Phase One of the campaign involved the purchase and relocation of the food bank from its cramped quarters at the back of the charitys Langley Thrift Store to Bayview last October. The move came just in time to help families deal with layoffs at Nichols Brothers Boat Builders, and though many workers were hired back, other South Whidbey families have taken their place and the number of clients keeps on growing.
With ever-higher fuel and food prices, more lower-income working families are feeling the squeeze and turning to the food bank for help, said Kathy McLaughlin, Good Cheers executive director.
We are currently serving about
18 percent of the South Whidbey community, and expect this number to increase, she added.
The food bank has also seen a 50 percent jump in its own food costs for the past two months.

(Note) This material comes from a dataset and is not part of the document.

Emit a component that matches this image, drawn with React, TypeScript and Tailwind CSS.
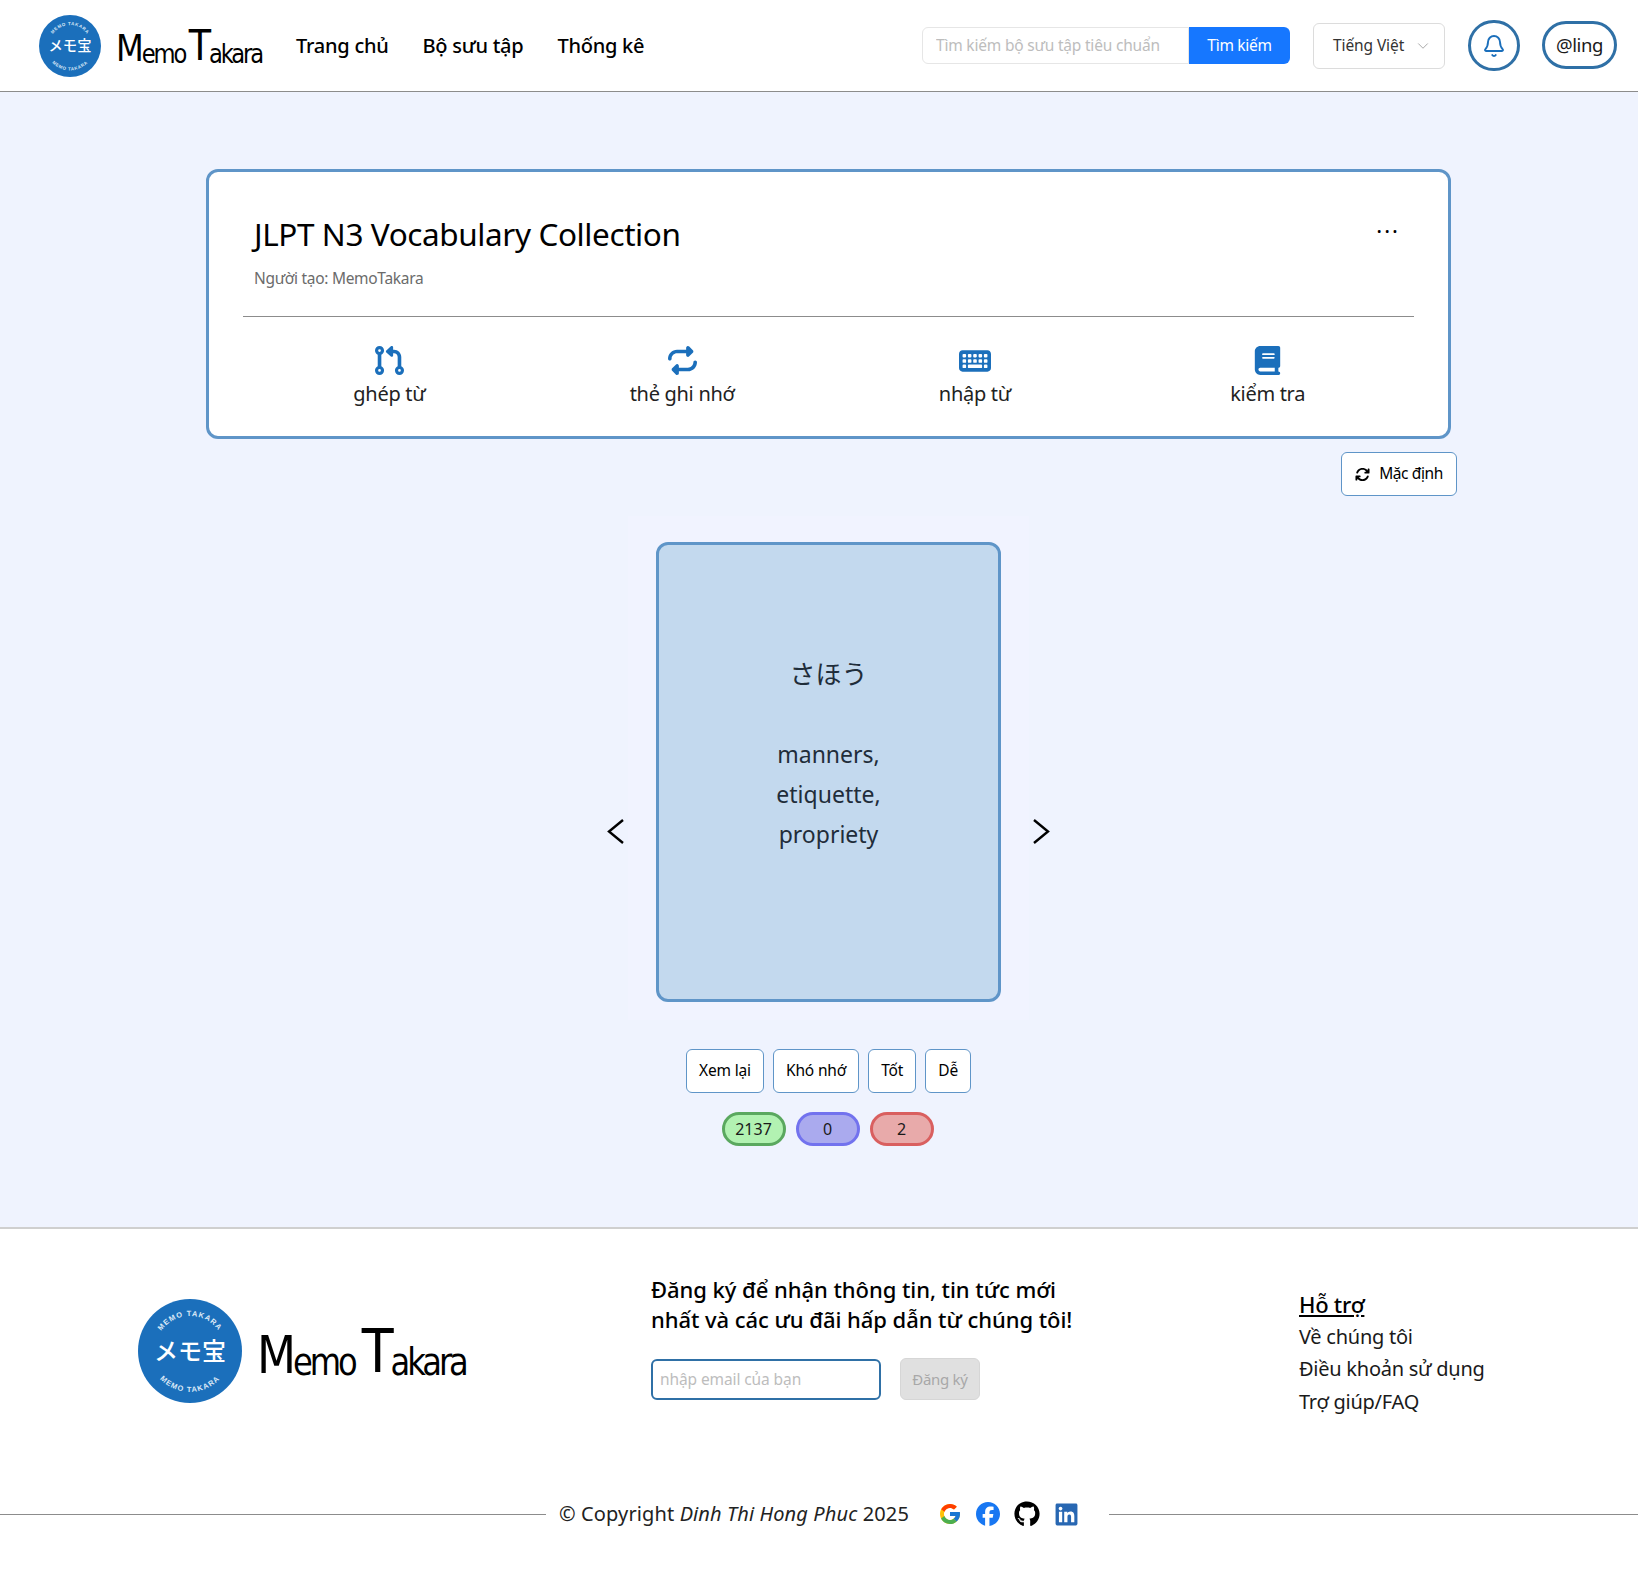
import { Bell, ChevronDown } from "lucide-react";
import { FaArrowsRotate, FaBook, FaCodePullRequest, FaFacebook, FaGithub, FaKeyboard, FaLinkedin, FaRepeat } from "react-icons/fa6";
import { FcGoogle } from "react-icons/fc";

const actions = [
    { label: "ghép từ", icon: FaCodePullRequest, size: 29 },
    { label: "thẻ ghi nhớ", icon: FaRepeat, size: 29 },
    { label: "nhập từ", icon: FaKeyboard, size: 32 },
    { label: "kiểm tra", icon: FaBook, size: 29 },
];

function LogoMark({ size }: { size: number }) {
    return (
        <svg width={size} height={size} viewBox="0 0 104 104" className="shrink-0">
            <circle cx="52" cy="52" r="52" fill="#1b6fbb" />
            <defs>
                <path id={`top-${size}`} d="M 17 52 A 35 35 0 0 1 87 52" />
                <path id={`bottom-${size}`} d="M 11 52 A 41 41 0 0 0 93 52" />
            </defs>
            <text fontSize="7.5" fontWeight="700" fill="#dbe9f7" letterSpacing="1" fontFamily="'Liberation Sans', sans-serif" textAnchor="middle">
                <textPath href={`#top-${size}`} startOffset="50%">MEMO TAKARA</textPath>
            </text>
            <text fontSize="7.5" fontWeight="700" fill="#dbe9f7" letterSpacing="1" fontFamily="'Liberation Sans', sans-serif" textAnchor="middle">
                <textPath href={`#bottom-${size}`} startOffset="50%">MEMO TAKARA</textPath>
            </text>
            <text x="52" y="61" fontSize="24" fontWeight="500" fill="#ffffff" textAnchor="middle" fontFamily="'Noto Sans CJK JP', sans-serif">メモ宝</text>
        </svg>
    );
}

function Wordmark({ big }: { big?: boolean }) {
    return (
        <span className={`font-['DejaVu_Sans',sans-serif] font-normal text-black whitespace-nowrap leading-none flex items-end scale-x-[0.87] origin-left ${big ? "text-[37px] tracking-[-3.5px]" : "text-[26px] tracking-[-2.4px]"}`}>
            <span className={big ? "text-[52px]" : "text-[37px]"}>M</span>emo<span className={`${big ? "text-[60px] ml-2" : "text-[42px] ml-1"}`}>T</span>akara
        </span>
    );
}

function Arrow({ right }: { right?: boolean }) {
    return (
        <svg width="17" height="25" viewBox="0 0 17 25" fill="none" stroke="#000" strokeWidth="2.4" className="shrink-0 mt-[303px]">
            <path d={right ? "M1 1 L15 12.5 L1 24" : "M16 1 L2 12.5 L16 24"} />
        </svg>
    );
}

export default function App() {
    return (
        <div className="w-[1638px] min-h-[1574px] bg-white font-['Noto_Sans','Noto_Sans_CJK_JP',sans-serif] text-[#1a1a1a]">
            <header className="h-[92px] flex items-center bg-white border-b border-[#8c8c8c] pl-[39px] pr-[21px]">
                <LogoMark size={62} />
                <div className="ml-[15px] w-[180px] shrink-0"><Wordmark /></div>
                <nav className="flex gap-[34px] text-[20px] font-medium text-black tracking-[-0.25px]">
                    <a>Trang chủ</a>
                    <a>Bộ sưu tập</a>
                    <a>Thống kê</a>
                </nav>
                <div className="ml-auto flex items-center">
                    <div className="flex h-[37px] w-[368px] mr-[23px]">
                        <input placeholder="Tìm kiếm bộ sưu tập tiêu chuẩn" className="w-[267px] px-[13px] bg-white border border-[#e6e6e6] rounded-l-md text-[15.5px] tracking-[-0.2px] placeholder:text-[#bdbdbd] outline-none" />
                        <button className="flex-1 bg-[#1677ff] text-white text-[15.5px] rounded-r-md tracking-[-0.3px]">Tìm kiếm</button>
                    </div>
                    <div className="flex items-center justify-between w-[132px] h-[46px] pl-[19px] pr-[12px] mr-[23px] bg-white border border-[#dcdcdc] rounded-md text-[15.5px] text-[#333] tracking-[-0.1px]">
                        Tiếng Việt
                        <ChevronDown size={18} strokeWidth={1} className="text-[#8c8c8c]" />
                    </div>
                    <button className="flex items-center justify-center w-[52px] h-[51px] mr-[22px] bg-white border-[3px] border-[#2f70a6] rounded-full">
                        <Bell size={24} strokeWidth={1.9} className="text-[#1b6fbb]" />
                    </button>
                    <button className="w-[75px] h-[48px] -mt-[1px] bg-white border-[3px] border-[#2f70a6] rounded-full text-[18.5px] tracking-[-0.4px]">@ling</button>
                </div>
            </header>

            <main className="h-[1135px] bg-[#eff3fe] pt-[77px] pl-[206px]">
                <div className="w-[1245px] h-[270px] bg-white border-[3px] border-[#5f95c8] rounded-[12px] px-[34px] relative">
                    <h1 className="pl-[11px] pt-[40px] text-[31.5px] leading-[44px] text-black tracking-[-0.4px]">JLPT N3 Vocabulary Collection</h1>
                    <p className="pl-[11px] mt-[11px] text-[15.5px] text-[#6b6b6b] tracking-[-0.3px]">Người tạo: MemoTakara</p>
                    <button className="absolute right-[48px] top-[41px] text-[22px] leading-none tracking-[2px] text-black">...</button>
                    <div className="mt-[26px] border-t border-[#8c8c8c] grid grid-cols-4 pt-[29px]">
                        {actions.map((item) => (
                            <div key={item.label} className="flex flex-col items-center">
                                <div className="h-[29px] flex items-center">
                                    <item.icon size={item.size} className="text-[#1b6fbb]" />
                                </div>
                                <span className="mt-[5px] text-[20px] leading-[28px] tracking-[-0.3px] text-[#222]">{item.label}</span>
                            </div>
                        ))}
                    </div>
                </div>

                <div className="w-[1251px] flex justify-end mt-[13px]">
                    <button className="flex items-center gap-[9px] w-[116px] h-[44px] justify-center bg-white border border-[#5f95c8] rounded-md text-[15.5px] tracking-[-0.4px] text-black">
                        <FaArrowsRotate size={15} />
                        Mặc định
                    </button>
                </div>

                <div className="w-[1245px] flex justify-center items-start mt-[20px] gap-[4px]">
                    <Arrow />
                    <div className="w-[401px] h-[504px] bg-[#f1f3ff] pt-[26px] flex justify-center">
                        <div className="w-[345px] h-[460px] bg-[#c3d9ee] border-[3px] border-[#5f95c8] rounded-[12px] flex flex-col items-center text-[23px] leading-[40px] text-[#1f2d3a] text-center pt-[108px]">
                            <p className="font-['Noto_Sans_CJK_JP',sans-serif] text-[26px]">さほう</p>
                            <p className="mt-[41px] w-[170px]">manners, etiquette, propriety</p>
                        </div>
                    </div>
                    <Arrow right />
                </div>

                <div className="w-[1245px] flex justify-center gap-[9px] mt-[29px]">
                    {["Xem lại", "Khó nhớ", "Tốt", "Dễ"].map((label) => (
                        <button key={label} className="h-[44px] px-[12px] bg-white border border-[#5f95c8] rounded-md text-[15.5px] tracking-[-0.15px] text-black">{label}</button>
                    ))}
                </div>

                <div className="w-[1245px] flex justify-center gap-[10px] mt-[19px] pr-[2px]">
                    <span className="w-[64px] h-[34px] flex items-center justify-center rounded-full bg-[#b2f2b2] border-[3px] border-[#5aa85f] text-[16px]">2137</span>
                    <span className="w-[64px] h-[34px] flex items-center justify-center rounded-full bg-[#aaaaee] border-[3px] border-[#7272ee] text-[16px]">0</span>
                    <span className="w-[64px] h-[34px] flex items-center justify-center rounded-full bg-[#e8aaaa] border-[3px] border-[#d95f5f] text-[16px]">2</span>
                </div>
            </main>

            <footer className="h-[347px] bg-white border-t-2 border-[#cfcfcf]">
                <div className="flex items-start pl-[138px] h-[270px]">
                    <div className="w-[513px] pt-[70px] flex items-center gap-[15px]">
                        <LogoMark size={104} />
                        <Wordmark big />
                    </div>
                    <div className="w-[648px] pt-[45px]">
                        <h3 className="text-[22px] leading-[30px] font-medium text-black tracking-[-0.05px]">Đăng ký để nhận thông tin, tin tức mới<br />nhất và các ưu đãi hấp dẫn từ chúng tôi!</h3>
                        <div className="flex items-center gap-[19px] mt-[24px]">
                            <input placeholder="nhập email của bạn" className="w-[230px] h-[41px] px-[7px] bg-white border-2 border-[#2f70a6] rounded-md text-[15.5px] tracking-[-0.1px] placeholder:text-[#bdbdbd] outline-none" />
                            <button className="w-[80px] h-[42px] bg-[#e0e0e0] border border-[#d6d6d6] rounded-md text-[15px] tracking-[-0.3px] text-[#a8a8a8]">Đăng ký</button>
                        </div>
                    </div>
                    <div className="pt-[59px] text-[20px] leading-[32.5px] tracking-[-0.25px] text-[#1a1a1a]">
                        <h4 className="text-[22px] font-medium underline text-black">Hỗ trợ</h4>
                        <p>Về chúng tôi</p>
                        <p>Điều khoản sử dụng</p>
                        <p>Trợ giúp/FAQ</p>
                    </div>
                </div>
                <div className="flex items-center">
                    <div className="w-[546px] border-t border-[#8c8c8c]" />
                    <p className="ml-[13px] text-[20px] tracking-[0.12px] text-[#222] whitespace-nowrap">© Copyright <em>Dinh Thi Hong Phuc</em> 2025</p>
                    <div className="flex items-center gap-[14px] ml-[29px]">
                        <FcGoogle size={24} />
                        <FaFacebook size={24} className="text-[#1877f2]" />
                        <FaGithub size={26} className="text-black" />
                        <FaLinkedin size={25} className="text-[#2867b2]" />
                    </div>
                    <div className="flex-1 ml-[30px] border-t border-[#8c8c8c]" />
                </div>
            </footer>
        </div>
    );
}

Phase Two of the campaign is designed to help meet escalating costs through increased sales at Good Cheers main source of revenue, its Langley Thrift Store. It will be extensively renovated to create more retail space.
The two recent grants join a list of others such as the Employees Community Fund of Boeing Puget Sound, the D.V. and Ida J. McEachern Charitable Trust, the Norcliffe Family Foundation and the Bob and Carol Dickson Foundation.
Additional grant proposals are under consideration.